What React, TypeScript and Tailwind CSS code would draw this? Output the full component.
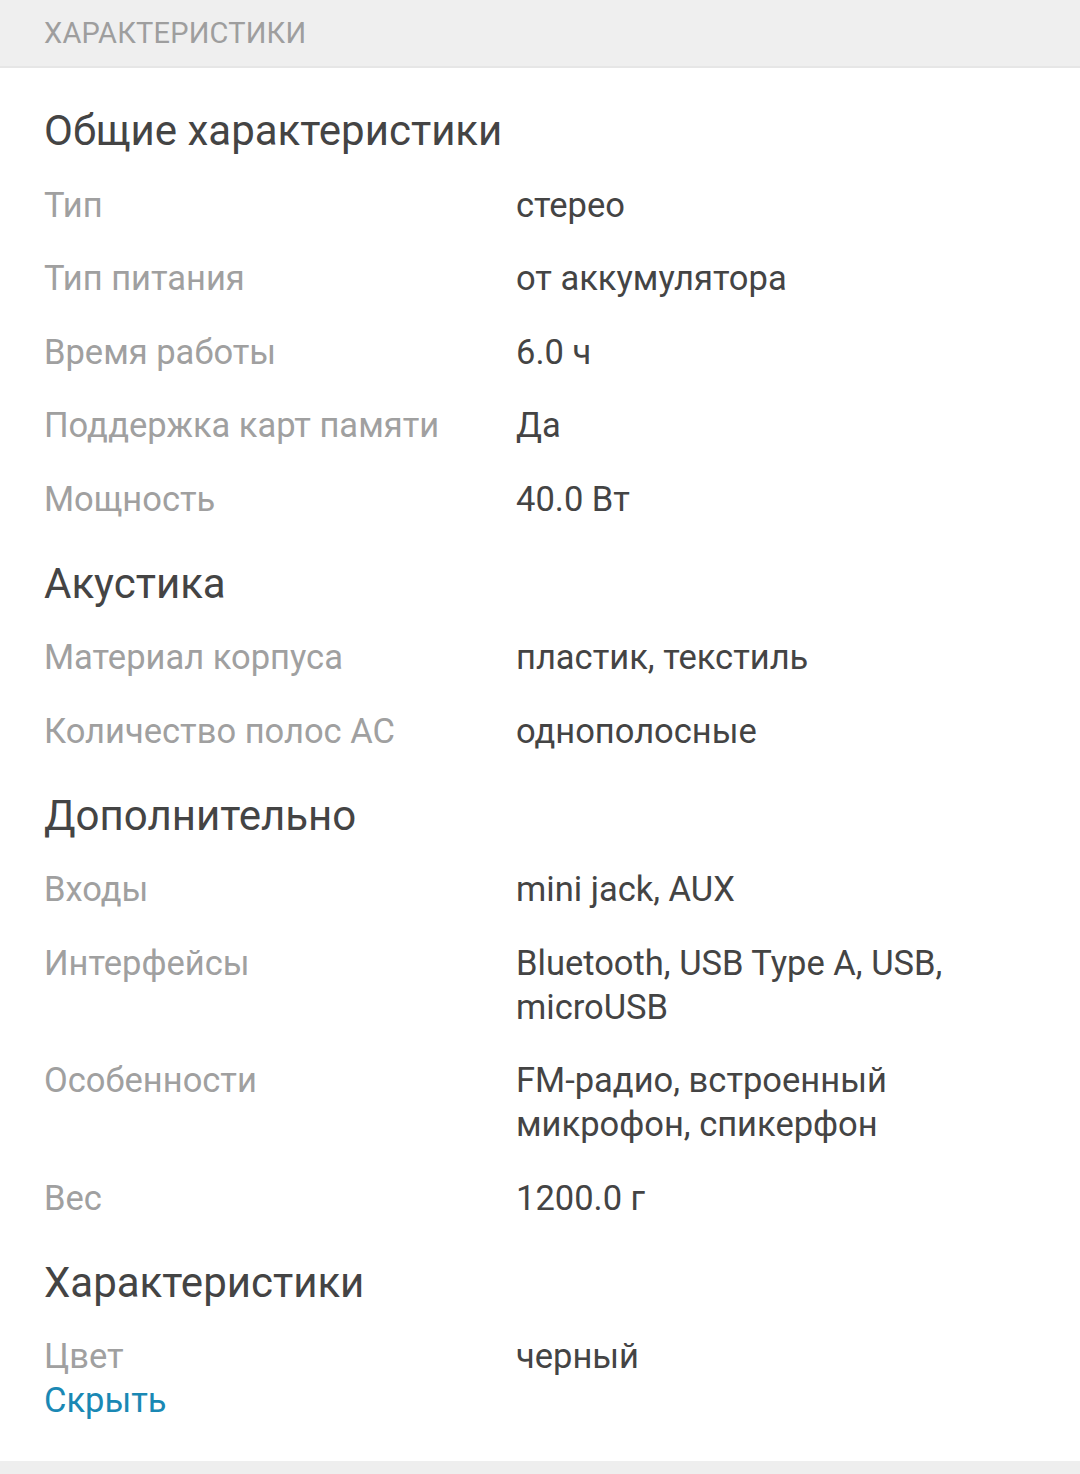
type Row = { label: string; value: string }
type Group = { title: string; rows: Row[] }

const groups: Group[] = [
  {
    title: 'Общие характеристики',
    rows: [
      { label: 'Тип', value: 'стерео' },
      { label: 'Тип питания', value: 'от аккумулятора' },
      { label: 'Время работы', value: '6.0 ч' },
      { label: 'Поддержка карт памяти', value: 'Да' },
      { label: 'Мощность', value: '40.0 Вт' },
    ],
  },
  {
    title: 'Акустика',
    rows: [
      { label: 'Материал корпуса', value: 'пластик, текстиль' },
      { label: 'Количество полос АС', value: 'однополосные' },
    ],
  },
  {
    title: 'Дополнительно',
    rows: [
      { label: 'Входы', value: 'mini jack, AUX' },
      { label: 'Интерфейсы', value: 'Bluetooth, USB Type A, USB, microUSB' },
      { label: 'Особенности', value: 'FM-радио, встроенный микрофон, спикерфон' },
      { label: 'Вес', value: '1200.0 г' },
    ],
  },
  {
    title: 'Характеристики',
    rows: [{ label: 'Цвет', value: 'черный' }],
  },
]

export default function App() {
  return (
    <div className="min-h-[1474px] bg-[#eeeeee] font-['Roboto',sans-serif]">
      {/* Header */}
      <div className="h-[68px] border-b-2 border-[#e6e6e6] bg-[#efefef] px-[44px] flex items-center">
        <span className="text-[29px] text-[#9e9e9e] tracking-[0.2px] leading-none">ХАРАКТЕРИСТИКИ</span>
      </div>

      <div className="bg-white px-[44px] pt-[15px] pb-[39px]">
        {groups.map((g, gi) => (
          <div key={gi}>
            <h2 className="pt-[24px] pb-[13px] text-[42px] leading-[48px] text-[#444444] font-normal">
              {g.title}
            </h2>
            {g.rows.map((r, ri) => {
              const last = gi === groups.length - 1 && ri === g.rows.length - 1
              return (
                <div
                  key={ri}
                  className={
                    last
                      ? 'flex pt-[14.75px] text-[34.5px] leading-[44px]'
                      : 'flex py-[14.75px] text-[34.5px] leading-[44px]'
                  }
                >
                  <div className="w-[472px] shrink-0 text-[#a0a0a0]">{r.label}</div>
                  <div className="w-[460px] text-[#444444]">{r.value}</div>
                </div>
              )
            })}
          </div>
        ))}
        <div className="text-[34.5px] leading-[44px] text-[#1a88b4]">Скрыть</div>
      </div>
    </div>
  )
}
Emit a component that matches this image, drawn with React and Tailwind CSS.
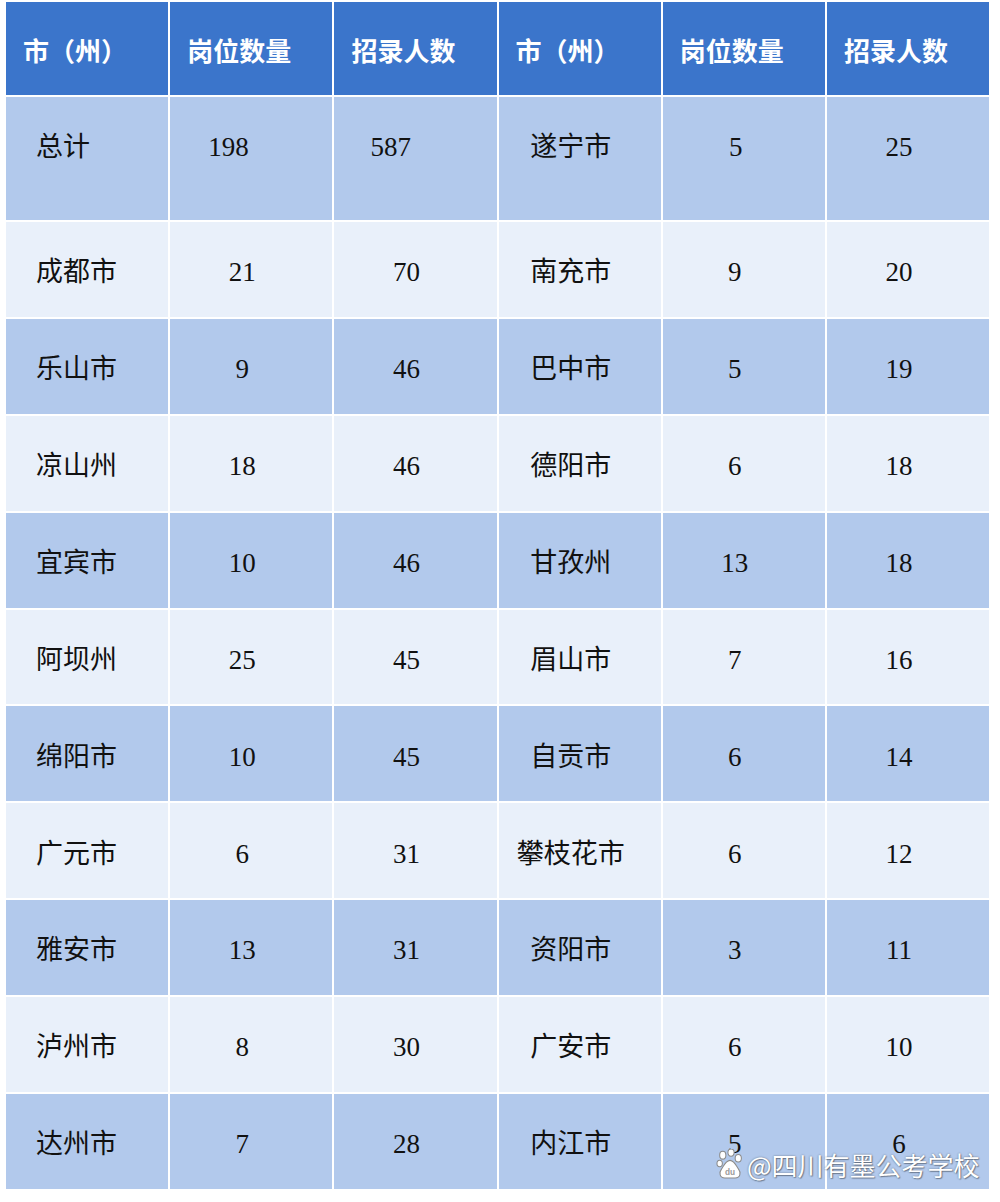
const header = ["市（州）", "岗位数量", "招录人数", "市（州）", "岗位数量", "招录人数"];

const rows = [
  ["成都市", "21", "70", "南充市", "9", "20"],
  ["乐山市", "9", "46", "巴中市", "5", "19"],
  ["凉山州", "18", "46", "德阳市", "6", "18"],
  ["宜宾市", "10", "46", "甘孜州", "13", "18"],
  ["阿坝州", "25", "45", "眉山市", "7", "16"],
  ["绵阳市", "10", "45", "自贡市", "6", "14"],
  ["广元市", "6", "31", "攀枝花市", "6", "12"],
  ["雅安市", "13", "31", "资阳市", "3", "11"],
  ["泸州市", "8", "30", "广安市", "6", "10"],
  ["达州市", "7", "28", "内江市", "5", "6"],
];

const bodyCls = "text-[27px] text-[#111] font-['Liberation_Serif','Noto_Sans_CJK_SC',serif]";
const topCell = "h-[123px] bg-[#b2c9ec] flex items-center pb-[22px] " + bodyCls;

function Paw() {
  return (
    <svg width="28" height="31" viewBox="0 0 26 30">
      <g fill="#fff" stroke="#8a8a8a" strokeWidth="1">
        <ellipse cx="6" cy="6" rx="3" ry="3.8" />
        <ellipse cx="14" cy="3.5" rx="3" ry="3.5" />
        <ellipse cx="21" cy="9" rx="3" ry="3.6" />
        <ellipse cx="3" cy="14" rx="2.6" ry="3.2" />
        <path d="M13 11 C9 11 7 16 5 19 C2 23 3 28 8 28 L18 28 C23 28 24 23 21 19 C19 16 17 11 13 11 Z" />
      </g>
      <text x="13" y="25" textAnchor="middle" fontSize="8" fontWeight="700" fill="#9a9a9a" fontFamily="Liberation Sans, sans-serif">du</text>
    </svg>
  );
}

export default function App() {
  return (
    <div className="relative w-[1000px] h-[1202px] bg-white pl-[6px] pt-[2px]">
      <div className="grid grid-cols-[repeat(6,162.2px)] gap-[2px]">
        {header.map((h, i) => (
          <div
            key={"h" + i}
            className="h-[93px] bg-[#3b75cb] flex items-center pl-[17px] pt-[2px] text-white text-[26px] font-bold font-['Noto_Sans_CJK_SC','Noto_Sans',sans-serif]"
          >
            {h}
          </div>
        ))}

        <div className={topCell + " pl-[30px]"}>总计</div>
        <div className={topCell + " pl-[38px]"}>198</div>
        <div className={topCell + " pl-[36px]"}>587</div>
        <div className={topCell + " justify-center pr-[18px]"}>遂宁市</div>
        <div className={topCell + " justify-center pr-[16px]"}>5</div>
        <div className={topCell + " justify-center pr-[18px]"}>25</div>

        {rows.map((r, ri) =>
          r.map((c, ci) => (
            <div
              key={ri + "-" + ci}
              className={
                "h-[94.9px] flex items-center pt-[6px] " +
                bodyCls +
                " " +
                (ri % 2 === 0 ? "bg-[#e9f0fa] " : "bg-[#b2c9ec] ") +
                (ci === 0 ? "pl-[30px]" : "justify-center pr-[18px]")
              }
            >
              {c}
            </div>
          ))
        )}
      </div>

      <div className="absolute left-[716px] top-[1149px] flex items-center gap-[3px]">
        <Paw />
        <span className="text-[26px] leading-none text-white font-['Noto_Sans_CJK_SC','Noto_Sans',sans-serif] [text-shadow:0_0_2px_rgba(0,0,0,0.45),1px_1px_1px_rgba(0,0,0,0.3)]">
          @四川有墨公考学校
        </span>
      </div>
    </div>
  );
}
-- -- --
== TASK DESCRIPTION ==
Pick out the lines that have the word "this". Copy them all.

== WRITTEN ANSWER ==
What React, TypeScript and Tailwind CSS code would draw this? Output the full component.
Emit a component that matches this image, drawn with React and Tailwind CSS.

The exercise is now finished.